Have you taken a look at my coil output? About 39 sec into this one https://www.youtube.com/watch?v=xtZNIAXcjvE.

And the one where the anomalies are occurring 3:33 https://www.youtube.com/user/mnsman1.../2/Iyww-G8HZIo

Just wonder what you think about the timing there.
Not going entirely black. Just not posting all the test results all the time. Probably not posting so many youtube vids. I was on quite a pace. Still working on motor.

Hm... the BEMF i was talking about is the voltage induced by the magnet. I think the 400V you get from the coil is collapsing field by the MOSFET. That voltage could reach infinity depends on how abrupt we cut current through a coil.

My understanding is that the large spike coming off coil is caused by the stored energy of the collapsing magnetic field. This is because of the coils resistance to the change in the magnetic field and it's attempt to keep it as it is. It is called bemf aka counter emf. In this case the rotating magnet is also inducing a magnetic field and positive voltage (ac wave) riding on the dc input. As the polarity of the magnet changes the polarity of the induced magnetic field changes as well. The more negative portion of the ac wave is shorted to ground because of the timing of the trigger pulse which fires the power mosfet. The more negative (less positive) part of the induced voltage can't go much below ground because the source and drain are connected with only the resistance (Rds) of the mosfet causing a voltage drop. In my case the coil's dc resistance is only about 1.1 ohm. The Rds varies with what fet I'm using on the order of 2-8 ohms.

Is this right or do I have a misunderstanding?

I'm okay with your thinking. They say motor BEMF soon equalize with supply voltage and the motor can't speed up anymore. I think we can always speed up the motor higher with the right timing.

I WOULD AGREE WITH THIS SOME WHAT ...

a magnet is not needed to see bemf .. a magnet spinning or no movement acts as an ampliflier to the colapseing elecrtomagnetic feild thus bemf

dispructive discharges of a cap as tesla says ... could allow your self to reach infinitive voltages for nano second peroids ... because the storage of the cap and the speed it can release it ... when the extream feild colapses in comes the power ..

W

some people need to learn to craw befor they run .... nobody answered my questions my expairmentation over 6 years tought me what i know i dont even need to run as i can now fly ...
here is a good learning video
IST PULSE MOTOR PART 1 - YouTube
IST PULSE MOTOR PART #2 - YouTube
this one has no batteries ...
IST PULSE MOTOR #3 NO BATTERY - YouTube
there ya go ! see ya when ya know ......

W,

The abrupt discharge is what I'm after. I want to line up the discharge at right angle to the mag field and study the effect.
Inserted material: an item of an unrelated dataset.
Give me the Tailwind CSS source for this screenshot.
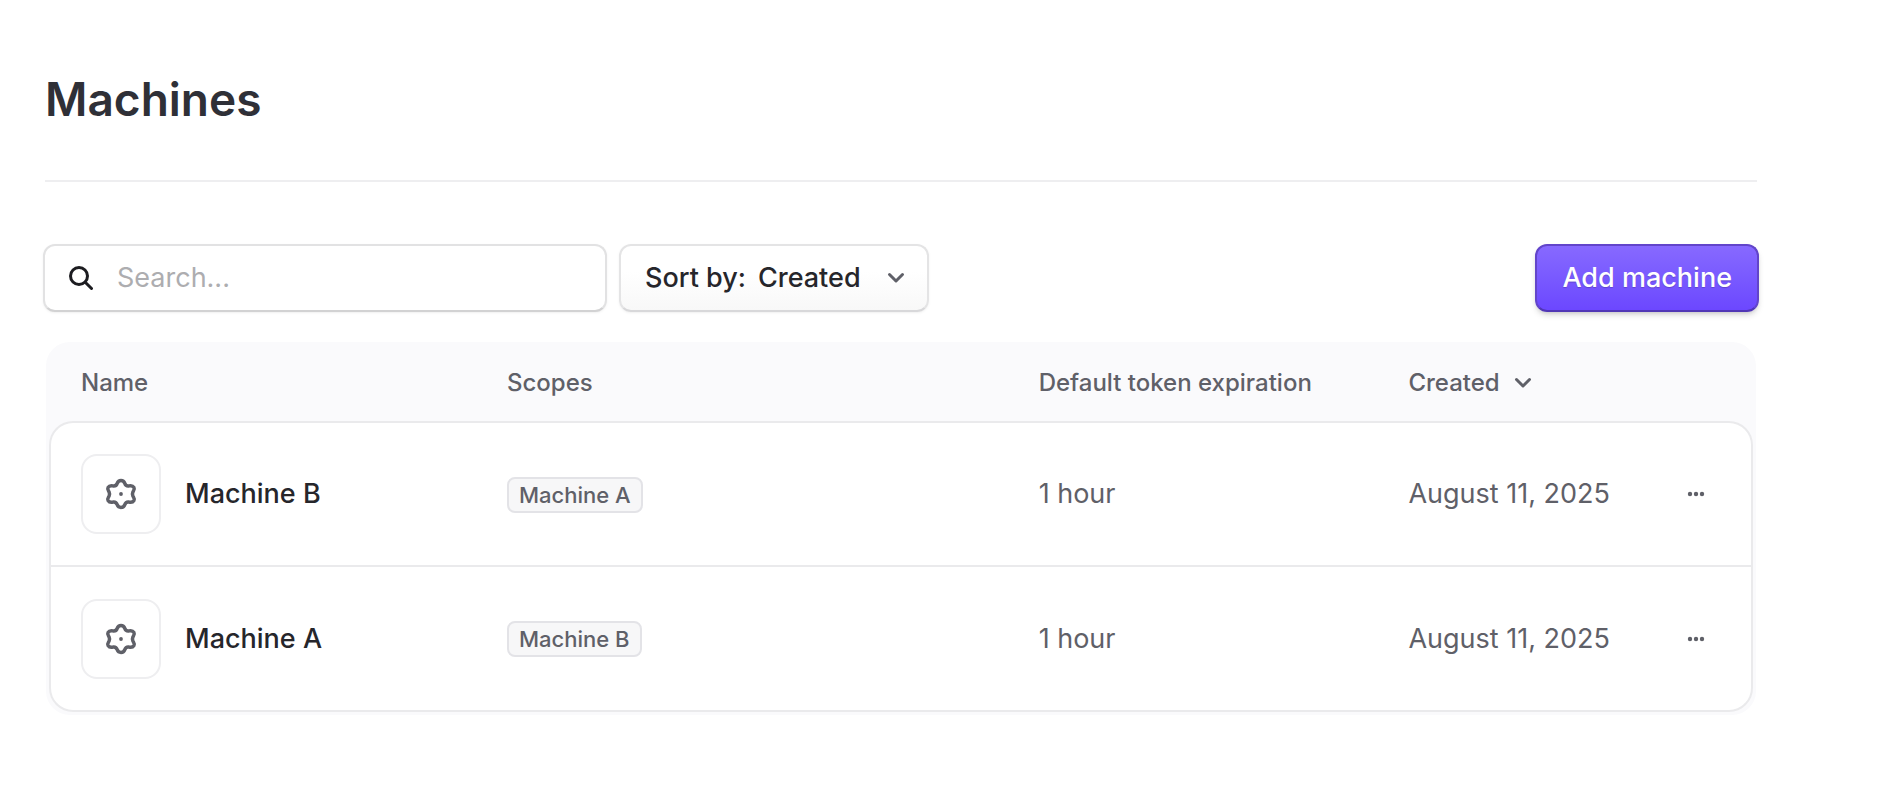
<!DOCTYPE html>
<html lang="en">
<head>
<meta charset="UTF-8" />
<meta name="viewport" content="width=device-width, initial-scale=1.0" />
<title>Machines</title>
<script src="https://cdn.jsdelivr.net/npm/@tailwindcss/browser@4"></script>
</head>
<body class="bg-white font-['Inter','Liberation_Sans',sans-serif] text-[27px] leading-9 text-[#26262b]">

<!-- shared icons -->
<svg class="hidden" aria-hidden="true">
  <symbol id="gear" viewBox="0 0 32 32">
    <path d="M16 2.600C18 2.600 19.200 3.700 19.800 5.300C20.500 7.300 22 8.200 24 7.900C26 7.500 27.800 7.600 28.900 9.400C30 11.300 28.600 12.600 27.900 14C27.300 15.300 27.300 16.700 27.900 18C28.600 19.400 30 20.700 28.900 22.600C27.800 24.400 26 24.500 24 24.100C22 23.800 20.500 24.700 19.800 26.700C19.200 28.300 18 29.400 16 29.400C14 29.400 12.800 28.300 12.200 26.700C11.500 24.700 10 23.800 8 24.100C6 24.500 4.200 24.400 3.100 22.600C2 20.700 3.400 19.400 4.100 18C4.700 16.700 4.700 15.300 4.100 14C3.400 12.600 2 11.300 3.100 9.400C4.200 7.600 6 7.500 8 7.900C10 8.200 11.500 7.300 12.200 5.300C12.800 3.700 14 2.600 16 2.600Z" fill="none" stroke="currentColor" stroke-width="3.500" stroke-linejoin="round"/>
    <circle cx="16" cy="16" r="1.900" fill="currentColor"/>
  </symbol>
  <symbol id="chevron" viewBox="0 0 18 12">
    <path d="M2.500 2.500 9 9l6.500-6.500" fill="none" stroke="currentColor" stroke-width="3" stroke-linecap="round" stroke-linejoin="round"/>
  </symbol>
  <symbol id="dots" viewBox="0 0 18 6">
    <circle cx="3" cy="3" r="2.200" fill="currentColor"/><circle cx="9" cy="3" r="2.200" fill="currentColor"/><circle cx="15" cy="3" r="2.200" fill="currentColor"/>
  </symbol>
</svg>

<main class="pt-[67px] pl-[43px] pr-[123px]">
  <header class="mx-0.5 border-b-2 border-[#eeeef0] pb-[49px]">
    <h1 class="text-[46px] leading-16 font-semibold text-[#2f3037]">Machines</h1>
  </header>

  <div class="mt-[62px] flex items-center gap-3">
    <label class="flex h-[68px] w-[564px] items-center gap-6 rounded-xl border-2 border-[#e2e2e3] border-b-[#d2d2d3] bg-white pl-6 pr-4 shadow-sm shadow-black/5">
      <svg class="size-6 shrink-0 text-[#1c1c20]" viewBox="0 0 24 24" fill="none" stroke="currentColor" stroke-width="3" stroke-linecap="round"><circle cx="10" cy="10" r="8.500"/><path d="m16.500 16.500 6 6"/></svg>
      <input type="text" aria-label="Search" placeholder="Search..." class="min-w-0 flex-1 bg-transparent outline-none placeholder:text-[#adadb0]" />
    </label>

    <div class="relative flex h-[68px] items-center gap-3 rounded-xl border-2 border-[#e4e4e5] border-b-[#d8d8da] bg-linear-to-b from-white from-40% to-[#f8f8f8] pl-6 font-medium shadow-sm shadow-black/5">
      <label for="sortSel">Sort by:</label>
      <select id="sortSel" class="w-[169px] appearance-none bg-transparent outline-none">
        <option>Created</option>
        <option>Name</option>
      </select>
      <svg class="pointer-events-none absolute right-[22px] h-3 w-[18px] text-[#5f6068]"><use href="#chevron"/></svg>
    </div>

    <button type="button" class="ml-auto h-[68px] rounded-xl border-2 border-[#6245ca] border-b-[#5036b5] bg-linear-to-b from-[#8769ff] to-[#6c47ff] px-[25px] font-medium text-white shadow-md shadow-black/15 text-shadow-xs">Add machine</button>
  </div>

  <div class="mx-[3px] mt-[30px] rounded-3xl bg-[#fafafc] px-[3px] pb-[3px]">
    <table class="w-full table-fixed border-separate border-spacing-0 text-left">
      <thead class="text-2xl text-[#5f6068]">
        <tr class="h-[79px] *:pt-0.5">
          <th class="w-[25%] pl-8 font-medium">Name</th>
          <th class="w-[31.200%] pl-8 font-medium">Scopes</th>
          <th class="w-[21.700%] pl-8 font-medium">Default token expiration</th>
          <th class="w-[15.500%] pl-8 font-medium"><button type="button" class="flex items-center gap-3.5">Created <svg class="h-3 w-[18px]"><use href="#chevron"/></svg></button></th>
          <th aria-label="Actions"></th>
        </tr>
      </thead>
      <tbody class="text-[#5f6068]">
        <tr class="h-[146px] *:border-[#eaeaec] *:border-y-2 *:bg-white">
          <td class="rounded-tl-3xl border-l-2 pl-[30px]">
            <div class="flex items-center gap-6">
              <span class="flex size-20 items-center justify-center rounded-2xl border-2 border-[#eeeef0]"><svg class="size-8"><use href="#gear"/></svg></span>
              <span class="font-medium text-[#26262b]">Machine B</span>
            </div>
          </td>
          <td class="pl-8"><span class="inline-block h-9 rounded-lg border-2 border-[#e3e3e7] bg-[#f7f7f8] px-2.5 text-[22px] leading-8 font-medium">Machine A</span></td>
          <td class="pl-8">1 hour</td>
          <td class="pl-8 whitespace-nowrap">August 11, 2025</td>
          <td class="rounded-tr-3xl border-r-2"><button type="button" aria-label="Machine B actions" class="mx-auto block p-3"><svg class="h-1.5 w-[18px]"><use href="#dots"/></svg></button></td>
        </tr>
        <tr class="h-[145px] *:border-[#eaeaec] *:border-b-2 *:bg-white">
          <td class="rounded-bl-3xl border-l-2 pl-[30px]">
            <div class="flex items-center gap-6">
              <span class="flex size-20 items-center justify-center rounded-2xl border-2 border-[#eeeef0]"><svg class="size-8"><use href="#gear"/></svg></span>
              <span class="font-medium text-[#26262b]">Machine A</span>
            </div>
          </td>
          <td class="pl-8"><span class="inline-block h-9 rounded-lg border-2 border-[#e3e3e7] bg-[#f7f7f8] px-2.5 text-[22px] leading-8 font-medium">Machine B</span></td>
          <td class="pl-8">1 hour</td>
          <td class="pl-8 whitespace-nowrap">August 11, 2025</td>
          <td class="rounded-br-3xl border-r-2"><button type="button" aria-label="Machine A actions" class="mx-auto block p-3"><svg class="h-1.5 w-[18px]"><use href="#dots"/></svg></button></td>
        </tr>
      </tbody>
    </table>
  </div>
</main>

</body>
</html>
Does the radiant energy feeding back to the battery have a good or bad effect?

To all,

Last night charged cap over 1000v from coil output. Attempted to place that charge on two plates one on each side of the mag. Blew fet and hall because the plates were touching the blocks supporting the bearings. Suspect the pvc I use as spacers and hall mount conducted the HV. Will attempt again only not touching.
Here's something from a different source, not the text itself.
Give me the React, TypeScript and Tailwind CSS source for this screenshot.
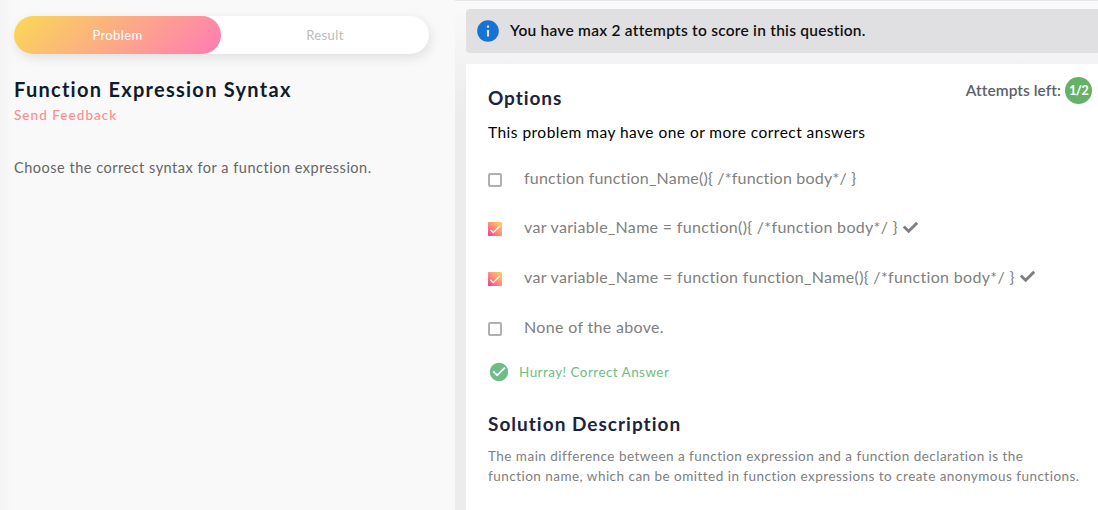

Discovery. When my recovery cap is near full charge (in last nights case over 1KV) I start getting the anomalous effects with meters. It seems that not all the HV spikes coming from the coil are strong enough to make it to the cap when it is nearly fully charged. Yet they are powerful enough to wreak havoc on my source voltage. My meters start freaking out. The tach, which is opto isolatated, goes blank. It's still on but display is blank. Sometimes I have to remove bats to get it to work again. At first I thought I had dead bats. However that doesn't explain how my power supply, not connected to anything was freaking out too. Is the radiant energy permeating the power supply circuitry because of it's proximity? The only thing that the power supply had in common electrically is its connection to the mains. The scope was connect to the mains too and maybe the radiant spikes were finding their way through that connection. Not sure. Must unplug scope when it occurs again but I haven't been using the power supply lately. Been using bat.

Obviously last night the radiant energy was feeding back to the bat because the meter I use to monitor it's voltage was freaking out too.

Question to all:
Does the radiant energy feeding back to the battery have a good or bad effect on the bat? I will examine this closer. My run times are short so it is difficult to tell at this point. Still haven't had to put a charge on the batteries. But that doesn't surprise me because of my short run times. I need longer run times to examine this.

Attached bigger heat sink w/fan to the power mosfet. It helped a lot.

Noticed last night that loaded output was better at a slower speed and consequently less input current. Ran it up to over 70000 rpm with less output than say 60000 rpm. That surprised me. Still need to look at that closer.

Hence my desire for a micro-controller to control timing and duration of my pulse. It's getting closer to the top of my to do list. Still would like help with this.

Not sure what you may need for a microcontroller but rather than something like Arduino or PIC you might want to look at the Texas Instruments Launchpad MSP430 kit which in my opinion is fairly close to the first two I mentioned but is a super deal with the kit only costing $4.30 ! Basically a give away IMO to get people started in this type of thing.

Thanks for the info ewizard.

It looks like it's only a 25Mhz board. I was advised that my arduino was too slow and it's a 16Mhz board. Wonder if 25Mhz is fast enough? It sure is cheap. They might as well give it away. Maybe that's next. lol

May give my arduino mega 2560 a go first and see what happens. Have a netduino somewhere. Still can't find that perfect place I put it.